The international perspective on same-sex marriage highlights the incredible diversity in the recognition of LGBTQ+ rights worldwide. While progress has been significant in many countries, challenges persist, and the fight for equality is far from over. It is essential for nations to learn from each other’s experiences and continue advocating for LGBTQ+ rights at the international level to promote a more inclusive and equitable world for all.


The issue of same-sex marriage in India is a complex, multifaceted challenge that requires comprehensive and inclusive solutions. Recent legal developments, including the partial decriminalization of Section 377 and the landmark Supreme Court verdict in the Supriyo Chakraborty case, have brought the matter to the forefront of national discourse. However, the unanimous stance of the Constitution Bench in not recognizing same-sex marriage as an absolute fundamental right underscores the hurdles that the LGBTQ+ community still faces.

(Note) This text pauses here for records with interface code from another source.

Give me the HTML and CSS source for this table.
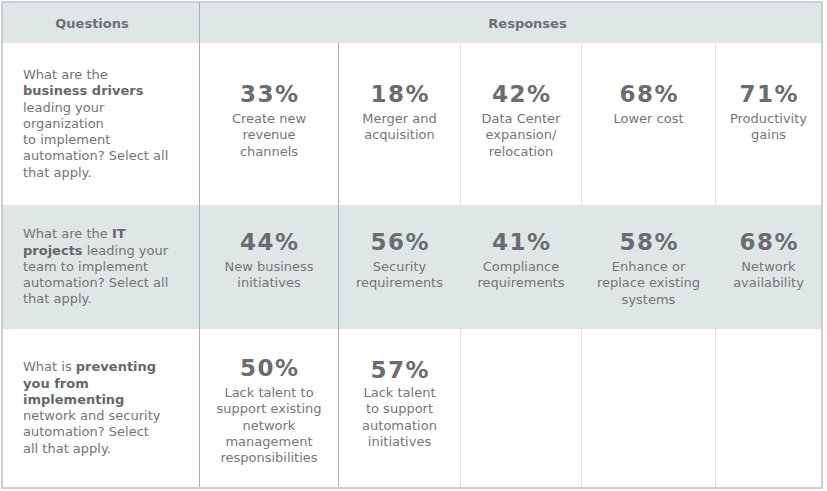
FILE: index.html
```html
<!DOCTYPE html>
<html lang="en">
<head>
<meta charset="utf-8">
<title>Automation survey</title>
<link rel="stylesheet" href="styles.css">
</head>
<body>
<div class="survey">
  <div class="row row-head">
    <div class="head head-q">Questions</div>
    <div class="head head-r">Responses</div>
  </div>

  <div class="row row-1">
    <div class="question"><p class="q-text">What are the<br><b>business drivers</b><br>leading your<br>organization<br>to implement<br>automation? Select all<br>that apply.</p></div>
    <div class="resp dark"><div class="pct">33%</div><div class="label">Create new<br>revenue<br>channels</div></div>
    <div class="resp dark"><div class="pct">18%</div><div class="label">Merger and<br>acquisition</div></div>
    <div class="resp"><div class="pct">42%</div><div class="label">Data Center<br>expansion/<br>relocation</div></div>
    <div class="resp"><div class="pct">68%</div><div class="label">Lower cost</div></div>
    <div class="resp"><div class="pct">71%</div><div class="label">Productivity<br>gains</div></div>
  </div>

  <div class="row row-2">
    <div class="question"><p class="q-text">What are the <b>IT</b><br><b>projects</b> leading your<br>team to implement<br>automation? Select all<br>that apply.</p></div>
    <div class="resp dark"><div class="pct">44%</div><div class="label">New business<br>initiatives</div></div>
    <div class="resp dark"><div class="pct">56%</div><div class="label">Security<br>requirements</div></div>
    <div class="resp"><div class="pct">41%</div><div class="label">Compliance<br>requirements</div></div>
    <div class="resp"><div class="pct">58%</div><div class="label">Enhance or<br>replace existing<br>systems</div></div>
    <div class="resp"><div class="pct">68%</div><div class="label">Network<br>availability</div></div>
  </div>

  <div class="row row-3">
    <div class="question"><p class="q-text">What is <b>preventing</b><br><b>you from</b><br><b>implementing</b><br>network and security<br>automation? Select<br>all that apply.</p></div>
    <div class="resp dark"><div class="pct">50%</div><div class="label">Lack talent to<br>support existing<br>network<br>management<br>responsibilities</div></div>
    <div class="resp dark"><div class="pct pct-low">57%</div><div class="label">Lack talent<br>to support<br>automation<br>initiatives</div></div>
    <div class="resp"></div>
    <div class="resp"></div>
    <div class="resp"></div>
  </div>
</div>
</body>
</html>
```

FILE: styles.css
```css
* {
  box-sizing: border-box;
}

body {
  margin: 0;
  background: #ffffff;
  font-family: "DejaVu Sans", Verdana, sans-serif;
  color: #737373;
}

.survey {
  width: 822px;
  margin: 1px 0 0 1px;
  border: 2px solid #c9ced7;
}

.row {
  display: grid;
  grid-template-columns: 196px 139px 122px 121px 134px 106px;
}

.row-head {
  height: 40px;
  background: #dfe6e6;
}

.row-1 {
  height: 162px;
  background: #ffffff;
}

.row-2 {
  height: 124px;
  background: #dfe6e6;
}

.row-3 {
  height: 158px;
  background: #ffffff;
}

.head {
  display: flex;
  align-items: center;
  justify-content: center;
  font-size: 13px;
  font-weight: bold;
  color: #6b7174;
}

.head-q {
  padding-right: 18px;
}

.head-r {
  grid-column: span 5;
  border-left: 1px solid #a7aebd;
  padding-left: 34px;
}

.question {
  display: flex;
  align-items: center;
  padding-left: 20px;
}

.q-text {
  margin: 0;
  font-size: 13px;
  line-height: 16.25px;
  white-space: nowrap;
  color: #747474;
}

.q-text b {
  color: #65686a;
}

.resp {
  border-left: 1px solid #dde0e7;
  text-align: center;
}

.resp.dark {
  border-left-color: #a7aebd;
}

.row-1 .resp {
  padding-top: 36px;
}

.row-2 .resp {
  padding-top: 22px;
}

.row-3 .resp {
  padding-top: 24px;
}

.pct {
  font-size: 23px;
  font-weight: bold;
  line-height: 30px;
  letter-spacing: 1.5px;
  padding-left: 1.5px;
  color: #696d70;
}

.pct-low {
  margin-top: 2px;
  margin-bottom: -2px;
}

.label {
  margin-top: 2px;
  font-size: 13px;
  line-height: 16.25px;
  white-space: nowrap;
  color: #767676;
}
```
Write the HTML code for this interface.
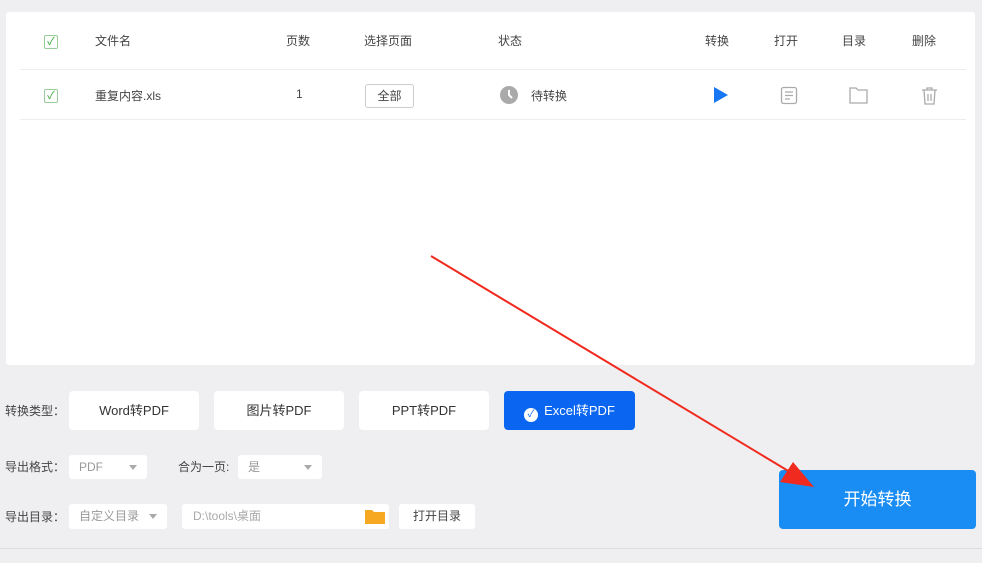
<!DOCTYPE html><html><head><meta charset="utf-8"><style>
body{margin:0;width:982px;height:563px;background:#efeff2;font-family:"Liberation Sans","Noto Sans CJK SC",sans-serif;position:relative;overflow:hidden;color:#333}
.a{position:absolute}
.panel{left:6px;top:12px;width:969px;height:353px;background:#fff;border-radius:3px}
.t{font-size:12px;color:#444;white-space:nowrap}
.cb{width:12px;height:12px;border:1px solid #9c9;border-radius:2px;color:#3a3;font-size:11px;line-height:12px;text-align:center}
.btn{background:#fff;border-radius:4px;font-size:13px;text-align:center;color:#333}
.sel{background:#fff;border-radius:3px;font-size:12px;color:#999}
.tri{position:absolute;right:10px;top:10px;border:4px solid transparent;border-top:5px solid #aaa}
</style></head><body>
<div class="a panel"></div>
<div class="a" style="left:20px;top:69px;width:946px;height:1px;background:#eee"></div>
<div class="a" style="left:20px;top:119px;width:946px;height:1px;background:#eee"></div>
<div class="a cb" style="left:44px;top:35px">✓</div>
<div class="a cb" style="left:44px;top:89px">✓</div>
<div class="a t" style="left:95px;top:32px">文件名</div>
<div class="a t" style="left:286px;top:32px">页数</div>
<div class="a t" style="left:364px;top:32px">选择页面</div>
<div class="a t" style="left:498px;top:32px">状态</div>
<div class="a t" style="left:705px;top:32px">转换</div>
<div class="a t" style="left:774px;top:32px">打开</div>
<div class="a t" style="left:842px;top:32px">目录</div>
<div class="a t" style="left:912px;top:32px">删除</div>
<div class="a t" style="left:95px;top:87px">重复内容.xls</div>
<div class="a t" style="left:296px;top:87px">1</div>
<div class="a t" style="left:365px;top:84px;width:47px;height:22px;border:1px solid #ccc;border-radius:3px;text-align:center;line-height:22px">全部</div>
<svg class="a" style="left:500px;top:86px" width="18" height="18"><circle cx="9" cy="9" r="9" fill="#aaa"/><path d="M9 4v5l3 3" stroke="#fff" stroke-width="2" fill="none"/></svg>
<div class="a t" style="left:531px;top:87px">待转换</div>
<svg class="a" style="left:712px;top:86px" width="18" height="18"><path d="M2 1L16 9L2 17Z" fill="#1676f3"/></svg>
<svg class="a" style="left:780px;top:86px" width="18" height="19"><rect x="1.5" y="1.5" width="15" height="16" rx="2" fill="none" stroke="#aaa" stroke-width="1.3"/><path d="M5 6h8M5 9.5h8M5 13h5" stroke="#aaa" stroke-width="1.3"/></svg>
<svg class="a" style="left:849px;top:86px" width="19" height="18"><path d="M1 2h6l2 2h9v13H1Z" fill="none" stroke="#aaa" stroke-width="1.3"/></svg>
<svg class="a" style="left:921px;top:86px" width="17" height="19"><path d="M1 4h15M6 4V2h5v2M3 4l1 14h9l1-14M7 8v7M10 8v7" fill="none" stroke="#aaa" stroke-width="1.3"/></svg>

<div class="a t" style="left:5px;top:402px">转换类型：</div>
<div class="a btn" style="left:69px;top:391px;width:130px;height:39px;line-height:39px">Word转PDF</div>
<div class="a btn" style="left:214px;top:391px;width:130px;height:39px;line-height:39px">图片转PDF</div>
<div class="a btn" style="left:359px;top:391px;width:130px;height:39px;line-height:39px">PPT转PDF</div>
<div class="a btn" style="left:504px;top:391px;width:131px;height:39px;line-height:39px;background:#0a66f0;color:#fff"><span style="display:inline-block;width:14px;height:14px;border-radius:50%;background:#fff;color:#0a66f0;font-size:10px;line-height:14px;vertical-align:-2px;margin-right:6px">✓</span>Excel转PDF</div>
<div class="a t" style="left:5px;top:458px">导出格式：</div>
<div class="a sel" style="left:69px;top:455px;width:78px;height:24px;line-height:24px"><span style="margin-left:10px">PDF</span><i class="tri"></i></div>
<div class="a t" style="left:178px;top:458px">合为一页:</div>
<div class="a sel" style="left:238px;top:455px;width:84px;height:24px;line-height:24px"><span style="margin-left:10px">是</span><i class="tri"></i></div>
<div class="a t" style="left:5px;top:508px">导出目录：</div>
<div class="a sel" style="left:69px;top:504px;width:98px;height:25px;line-height:25px"><span style="margin-left:10px">自定义目录</span><i class="tri"></i></div>
<div class="a sel" style="left:182px;top:504px;width:207px;height:25px;line-height:25px"><span style="margin-left:11px;color:#aaa">D:\tools\桌面</span></div>
<svg class="a" style="left:365px;top:509px" width="20" height="15"><path d="M0 1h7l2 2h11v12H0Z" fill="#f7a823"/></svg>
<div class="a sel" style="left:399px;top:504px;width:76px;height:25px;line-height:25px;text-align:center;color:#444">打开目录</div>
<div class="a" style="left:779px;top:470px;width:197px;height:59px;background:#1a8df5;border-radius:4px;color:#fff;font-size:17px;text-align:center;line-height:59px">开始转换</div>
<div class="a" style="left:0;top:548px;width:982px;height:1px;background:#ddd"></div>
<svg class="a" style="left:0;top:0" width="982" height="563"><line x1="431" y1="256" x2="795" y2="475" stroke="#f02a1e" stroke-width="2"/><path d="M814 487L780 482L793 462Z" fill="#f02a1e"/></svg>
</body></html>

Moving forward, India must adopt a holistic approach to address these challenges. Legislative reforms should be a priority to recognize same-sex marriages, offering the LGBTQ+ community the same rights and privileges enjoyed by heterosexual couples. Education and awareness initiatives are essential to dispel myths, reduce prejudice, and foster acceptance. Access to healthcare and mental health support is crucial for the well-being of LGBTQ+ individuals.

Furthermore, India’s diverse historical legacy, which has displayed acceptance of diverse sexual orientations in the past, should be revisited and celebrated. Open and inclusive public dialogues should continue to challenge stereotypes and misconceptions. By embracing its rich heritage and aligning with the constitutional principles of equality, non-discrimination, and personal liberty, India can position itself as a progressive advocate for LGBTQ+ rights in the region. The journey toward full acceptance, respect, and equality may be ongoing, but it is essential for the nation to realize its potential as a diverse, inclusive, and forward-thinking society.